Aquellas dispersiones fueron motivadas por los cambios en la naturaleza que nos fueron imponiendo retos. Primera gran lección: la naturaleza tiene reglas, y en la medida que vamos entendido esas reglas usándolas a nuestro favor, hemos dejado de depender de la esperanza y la fe para enfrentar el miedo a lo desconocido, el miedo es parte de nuestra naturaleza, el motor que nos mueve a sobrevivir.

Huella dactilar

¡Pero no somos iguales! -dirán algunos-, hay altos, bajitas, delgados, redonditos, morenas, apiñonados, negros, claros y… en realidad no hay blancos.

Los parecidos al blanco que existen son por una mutación, una “enfermedad”: los albinos. Bueno, la realidad también es que la piel no tiene color. El color de la piel es un fenómeno óptico, de la misma manera que el cielo se ve azul de día y sin nubes, aunque en realidad no tiene color; o el agua, que es incolora, la vemos en distintos tonos de azul y verde, por el reflejo del fondo marino y sus componentes químicos además del hidrógeno y el oxígeno que la integran.

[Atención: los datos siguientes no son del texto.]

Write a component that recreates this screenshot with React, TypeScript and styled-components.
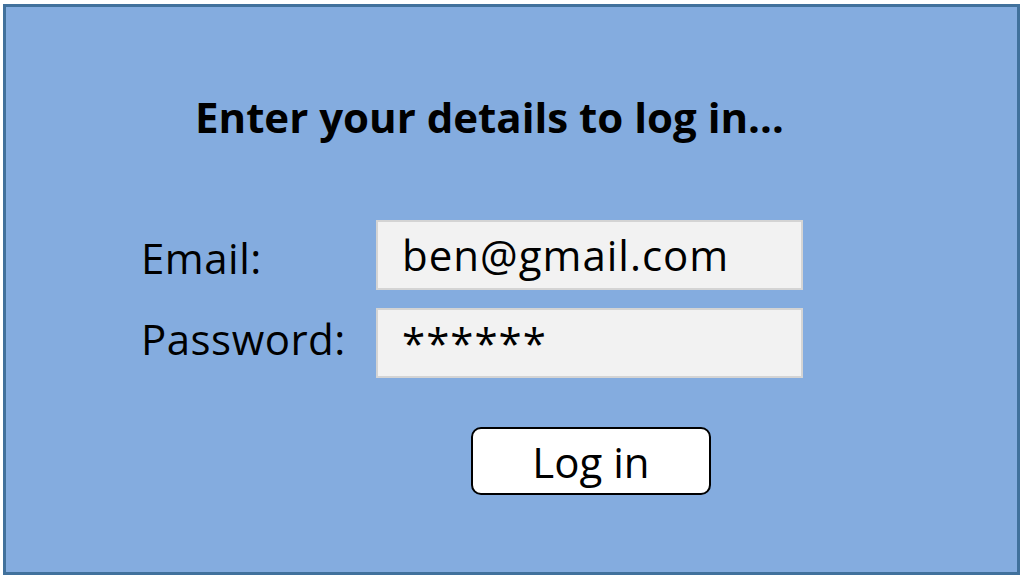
import React from 'react'
import styled, { createGlobalStyle } from 'styled-components'

const GlobalStyle = createGlobalStyle`
  html, body {
    margin: 0;
    padding: 0;
    background: #ffffff;
  }
  body {
    font-family: "Open Sans", Lato, "Liberation Sans", sans-serif;
    color: #000000;
  }
`

const Frame = styled.div`
  box-sizing: border-box;
  width: 1017px;
  height: 571px;
  margin: 4px 0 0 3px;
  border: 3px solid #41719c;
  background: #84acdf;
  padding: 89px 0 0 135px;
  display: flex;
  flex-direction: column;
`

const Title = styled.h1`
  margin: 0 0 0 54px;
  font-size: 42px;
  line-height: 42px;
  font-weight: 700;
`

const Form = styled.form`
  margin-top: 82px;
  display: grid;
  grid-template-columns: 235px 427px;
  grid-auto-rows: 70px;
  row-gap: 18px;
`

const Label = styled.label<{ $offset: number }>`
  font-size: 42px;
  line-height: 42px;
  letter-spacing: 0.5px;
  padding-top: ${(p) => p.$offset}px;
`

const Field = styled.div`
  box-sizing: border-box;
  height: 70px;
  border: 2px solid #d4d4d4;
  background: #f2f2f2;
  padding: 12px 0 0 24px;
  font-size: 42px;
  line-height: 42px;
  letter-spacing: 1px;
`

const Actions = styled.div`
  display: flex;
  padding: 49px 0 0 330px;
`

const Button = styled.button`
  box-sizing: border-box;
  width: 240px;
  height: 68px;
  border: 2px solid #000000;
  border-radius: 10px;
  background: #ffffff;
  font-family: inherit;
  font-size: 42px;
  color: #000000;
  padding: 0;
`

const App = () => {
  return <>
    <GlobalStyle />
    <Frame>
      <Title>Enter your details to log in…</Title>
      <Form>
        <Label $offset={17}>Email:</Label>
        <Field>ben@gmail.com</Field>
        <Label $offset={10}>Password:</Label>
        <Field>******</Field>
      </Form>
      <Actions>
        <Button type="button">Log in</Button>
      </Actions>
    </Frame>
  </>
}

export default App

La luz es blanca, un prisma de cristal la puede descomponer en los colores del arcoíris. Los objetos, la piel, que tienen un color, en realidad lo que sucede es que absorben la longitud de onda de los otros colores y sólo reflejan la longitud de onda del color que vemos.

La piel tiene una molécula llamada melanina que es la que absorbe la luz blanca, todos los colores, y refleja sólo alguna combinación de ellos, y eso sucede por la adaptación de los grupos humanos al medio.

Por lo demás, todos somos iguales, todos somos africanos, todos hemos sido migrantes; no hay “razas”, hay una especie animal: Homo sapiens sapiens, el homínido que sabe que sabe.

Todo esto lo sabemos gracias a la estupenda herramienta que hemos desarrollado y que nos distingue como humanos: la ciencia, que no es una creencia, es una forma confiable de ver, entender y explicarnos los fenómenos de la naturaleza por ellos mismos y no por lo que nosotros queramos; es la forma como los detectamos, los medimos, los relacionamos con otros fenómenos naturales y a veces los podemos reproducir.

Fue hasta las primeras dos décadas del siglo veinte que comenzaron a utilizarse las técnicas radiométricas para medir la antigüedad de las cosas, los fósiles, las eras geológicas, el estudio de los minerales por el decaimiento radiactivo de los elementos, como el uranio o el plomo; se trata de la taza de destrucción en el tiempo del núcleo de los átomos; el más usado es el isótopo Carbono 14.

Hoy conocemos la procedencia genética de los seres vivos o de muestras de ellos gracias al descubrimiento de la estructura molecular de la molécula de la vida, el ADN, en 1953 y del genoma humano en el año 2000.

De igual manera, por el desarrollo de la espectroscopía, del efecto Doppler, podemos detectar la “huella dactilar” de los elementos por muy lejos que se encuentren, o los movimientos de los astros que tardaríamos 100 generaciones en notar que se mueven, y saber que el Universo tiene 13 mil 700 millones de años de edad, la Tierra 4 mil 500 millones; el Sol 5 mil millones de años, los primeros vestigios de vida 3 mil 500 millones de años y nosotros iniciamos la separación de los simios hace 7 millones de años… en África.

*Periodista e integrante del área de Comunicación de la Ciencia, en UNAM-Ensenada.